After her husband Ferenc Nádasdy's death, Erzsébet quarrels with his scheming friend György Thurzó, who tries to proposition her at her husband's funeral. Thurzo's lover, who is gifted with herbs, offers to help him get revenge for the rejection. Soon afterward, Erzsebet begins to have surreal visions and episodes. In one of these, she stabs a woman to death with scissors. Afterwards, she confesses to Darvulia that she can no longer tell dream from reality. Darvulia discovers that someone has been placing hallucinogenic mushrooms in Erzsébet's drinks; Erzsébet cannot remember clearly and believes Darvulia responsible. She has the woman thrown out. Thurzó and his wife then capture Darvulia and torture her, cutting out her tongue. Before she dies, she writes Thurzó's name in blood on her cell wall. Erzsébet swears vengeance on him.

Thurzó enlists Erzsébet's sons-in-law and other allies to prosecute her for witchcraft. When their plans repeatedly fail, they nonetheless capture the Countess and torture members of her household to try to obtain incriminating information. The servants are then executed for their alleged crimes, and Erzsébet is imprisoned. Despairing over her separation from her son, she lies on her bed and begins to sing a hymn; the flames from her candles rise and engulf her in flames. Upon hearing of her death, Thurzo concedes that she has once again made the move he least expected, as when they once played chess together, and admits that he has always loved her.

==Production==
Juraj Jakubisko declared in an interview:

I decided to make this film because Countess Elizabeth Báthory is the most famous Hungarian aristocrat that lived in what is Slovakia today. She is so well known that she is also included in the Guinness Book of World Records as the world's most prolific mass murderer. She supposedly murdered 650 people during her lifetime. The film is essentially a mix of genres. What is interesting about this story is that it doesn't even lack humour and it is also a kind of crime story as there are two monks investigating what is actually going on with Báthory. But there is also political intrigue, and the drama of an intelligent woman too weak to face all the odds she had to face... It is the story of a woman, Elizabeth Bathory, who, in short, was unfortunate to have been born at the wrong time in history.

===Casting===
In late January 2006, Famke Janssen was announced to play Báthory, and her photos with Jakubisko showed up in the media. Her first appearance was planned for 6 March 2006. Meanwhile other sequences (those not involving her) were being shot. Around 8 March 2006, news agencies reported that Janssen had been replaced by the English actress Anna Friel.

===Financing and production companies===
The budget of 10 million EUR (around 15 million USD) makes it the most expensive Slovak film and second most expensive Czech film.
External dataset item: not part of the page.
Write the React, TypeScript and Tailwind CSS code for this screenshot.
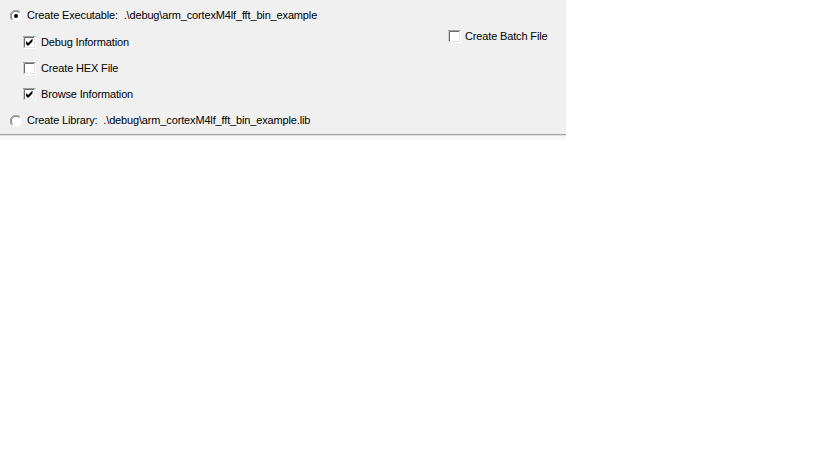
function Check({ on }: { on?: boolean }) {
  return (
    <svg width="13" height="13" viewBox="0 0 13 13" className="shrink-0">
      <rect x="0" y="0" width="13" height="13" fill="#ffffff" />
      <path d="M0 12.5V0.5H12.5" stroke="#a0a0a0" strokeWidth="1" fill="none" />
      <path d="M1.5 11V1.5H11" stroke="#696969" strokeWidth="1" fill="none" />
      <path d="M1 11.5H11.5V1" stroke="#e3e3e3" strokeWidth="1" fill="none" />
      {on && <path d="M3 5L5 7L9.5 2.5V5.5L5 10L3 8Z" fill="#000" />}
    </svg>
  );
}

function Radio({ on }: { on?: boolean }) {
  return (
    <svg width="12" height="12" viewBox="0 0 12 12" className="shrink-0">
      <circle cx="6" cy="6" r="5.5" fill="#ffffff" />
      <path d="M1.8 10.2A5.5 5.5 0 0 1 10.2 1.8" stroke="#a0a0a0" strokeWidth="1" fill="none" />
      <path d="M2.6 9.4A4.5 4.5 0 0 1 9.4 2.6" stroke="#696969" strokeWidth="1" fill="none" />
      <path d="M10.2 1.8A5.5 5.5 0 0 1 1.8 10.2" stroke="#f5f5f5" strokeWidth="1" fill="none" />
      {on && <circle cx="6" cy="6" r="2" fill="#000" />}
    </svg>
  );
}

export default function App() {
  return (
    <div
      className="w-[819px] h-[460px] bg-white text-[11px] tracking-[-0.15px] text-black"
      style={{ fontFamily: '"Liberation Sans", Arial, sans-serif' }}
    >
      <div className="w-[566px] bg-[#f0f0f0] border-b border-[#a0a0a0] flex pl-[10px] pt-[2px]">
        <div className="w-[438px] flex flex-col">
          <div className="h-[27px] flex items-center gap-[5px]">
            <Radio on />
            <span className="whitespace-pre">Create Executable:  .\debug\arm_cortexM4lf_fft_bin_example</span>
          </div>
          <div className="h-[26px] flex items-center gap-[5px] pl-[13px]">
            <Check on />
            <span>Debug Information</span>
          </div>
          <div className="h-[26px] flex items-center gap-[5px] pl-[13px]">
            <Check />
            <span>Create HEX File</span>
          </div>
          <div className="h-[26px] flex items-center gap-[5px] pl-[13px]">
            <Check on />
            <span>Browse Information</span>
          </div>
          <div className="h-[27px] flex items-center gap-[5px]">
            <Radio />
            <span className="whitespace-pre">Create Library:  .\debug\arm_cortexM4lf_fft_bin_example.lib</span>
          </div>
        </div>
        <div className="pt-[26px]">
          <div className="flex items-center gap-[4px]">
            <Check />
            <span>Create Batch File</span>
          </div>
        </div>
      </div>
      <div className="w-[566px] h-[1px] bg-[#e3e3e3]" />
      <div className="w-[566px] h-[4px] bg-[#f8f8f8]" />
    </div>
  );
}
The film is a joint effort of Slovak, Czech, British, and Hungarian production companies: Jakubisko Film Slovakia s.r.o. (SK), Eurofilm Studio KFT (HU), Jakubisko Film, s.r.o. (CZ), Lunar Films Ltd (UK) and Concorde Film Trust (HU) with additional government funding provided by Eurimages (EU), the Ministry of Culture of the Slovak Republic (SK), and Czech Film Fund (CZ).

==Reception==
Variety criticized the lack of character development in the film saying "Jakubisko loses sight of the countess herself" and Friel "fails to make the audience care about her fate." Screen Daily had similar criticisms saying "A stronger cast might have given the characters some weight, but Anna Friel’s shoulders are ultimately too frail." The review also called the film "disjointed."

==Preceding film==
The Bathory story was dramatized in an earlier film, 1973's Immoral Tales, by Walerian Borowczyk, in which it is the third of four vignettes (preceded by "The Tides", based on a story by André Pieyre de Mandiargues, and "Thérèse the Philosopher", a 1748 pornographic novel, and followed by a visit by Lucrezia Borgia to her father Pope Alexander VI in 1498).